Compson escreveu:Contabilidade de empresa pública é um ninho de vespas... Vou formar minha opinião por aí, depois eu volto...
Não falei? Na verdade, o buraco é mais embaixo...
Quando notei que a notícia era antiga (março), achei estranho o governo não ter feito estardalhaço e fui pesquisar melhor... A idéia geral do meu post anterior é válida, mas os procedimentos contábeis são diferentes do que eu imaginava. Vejam:
Vamos supor que o Tesouro vá fazer um aporte de 10 bilhões no BNDES.
Nesse caso, o Tesouro confere ao BNDES títulos no valor de 10 bilhões atualizados pela Selic (ou uma taxa próxima) e o BNDES emite ao Tesouro títulos no valor de 10 bilhões atualizados pela taxa de juros de longo prazo (TJLP), que está em 6%. Ou seja: o BNDES paga 6% de juros ao Tesouro e o Tesouro paga 12% de juros ao BNDES.
Quando o BNDES acerta um empréstimo com um “cliente” privado, ele vende os títulos do Tesouro no mercado secundário e confere o crédito.
Porém, enquanto não fizer o empréstimo, o BNDES fica com o título do Tesouro e lucra com o diferencial de juros. Por exemplo, vamos supor que o BNDES fique um ano com o título: ele vai pagar 600 milhões de juros ao Tesouro (TJLP) e vai receber 1,2 bi do Tesouro (Selic), perfazendo um lucro de 600 milhões, que é apenas uma arbitragem! Depois, o BNDES paga esse valor de volta esse valor ao Tesouro como lucro no final do exercício.
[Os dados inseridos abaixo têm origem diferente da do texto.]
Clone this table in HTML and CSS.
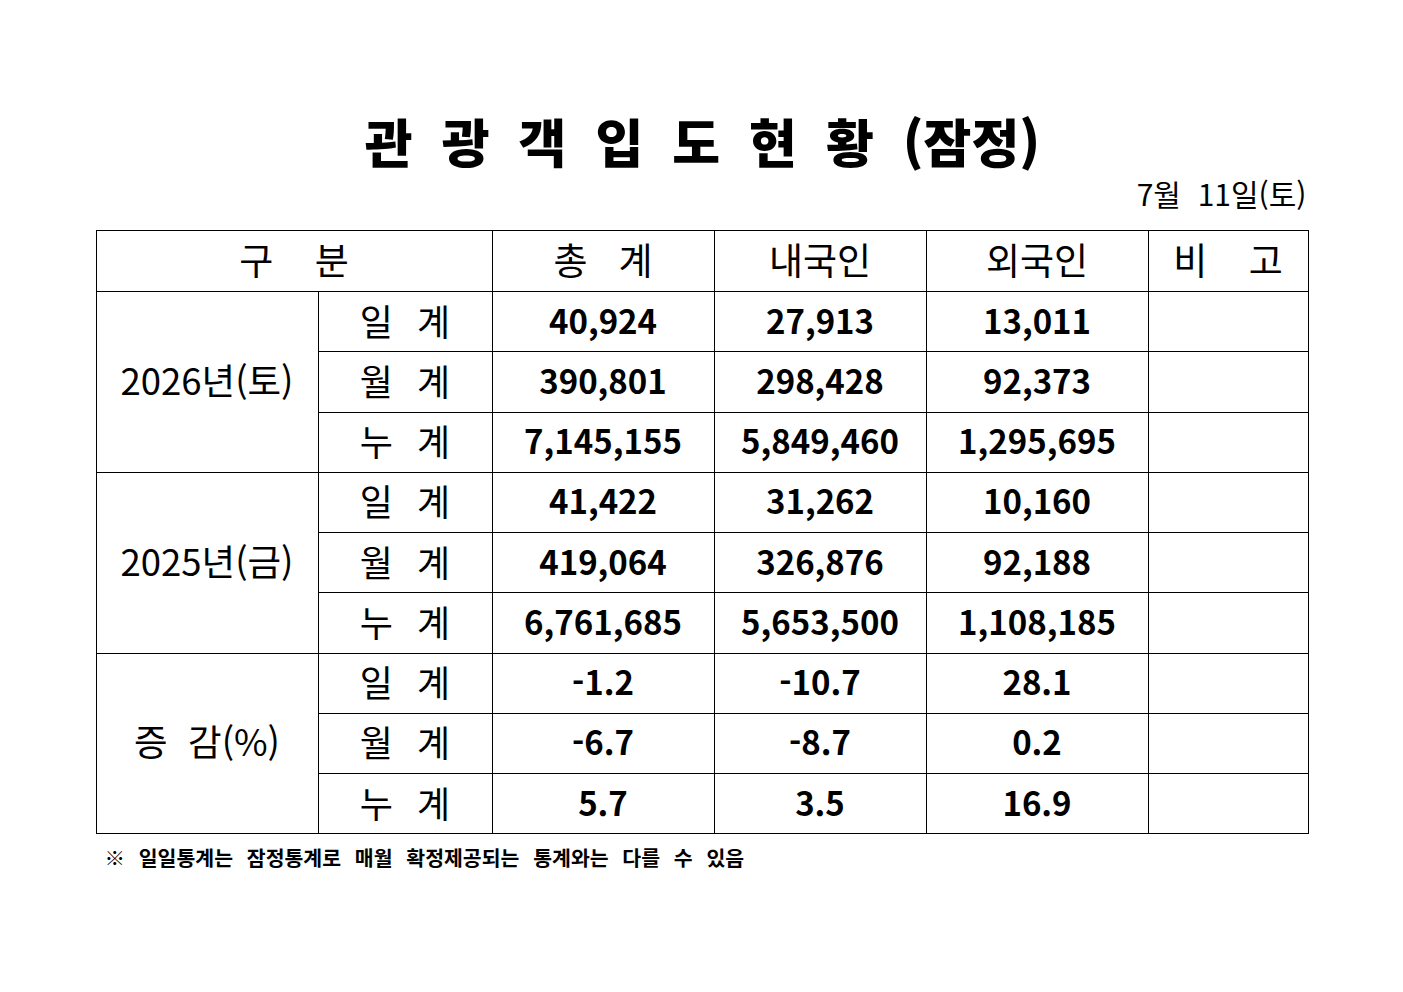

Mas por que diabos o Tesouro aceita esse procedimento, já que se trata apenas de uma passagem de dinheiro pelo banco?
Todos sabemos que, por obrigação legal, o Ministro da Fazenda tem de apresentar no final de cada ano um superávit primário determinado pelo Congresso (ou pelo CMN, não lembro)... Se ele não fizer isso, pode vir a ser acionado pelo Ministério Público, além de ficar com fama de incompetente.
Pois bem, o resultado primário é a soma de todas as receitas e despesas do governo federal,
excluídos os pagamentos de dívida e juros.
Quando paga os juros ao BNDES, o Tesouro não contabiliza esse pagamento como despesa (no exemplo, -1,2 bi) no resultado primário. Mas ao receber o mesmo dinheiro como lucro do BNDES, esse valor (+600 bi) é contabilizado como receita primária.
Ou seja: o “lucro” do BNDES é apenas uma maneira (intelectualmente desonesta) de
transformar pagamento de juros em receita primária, aumentando artificialmente o superávit.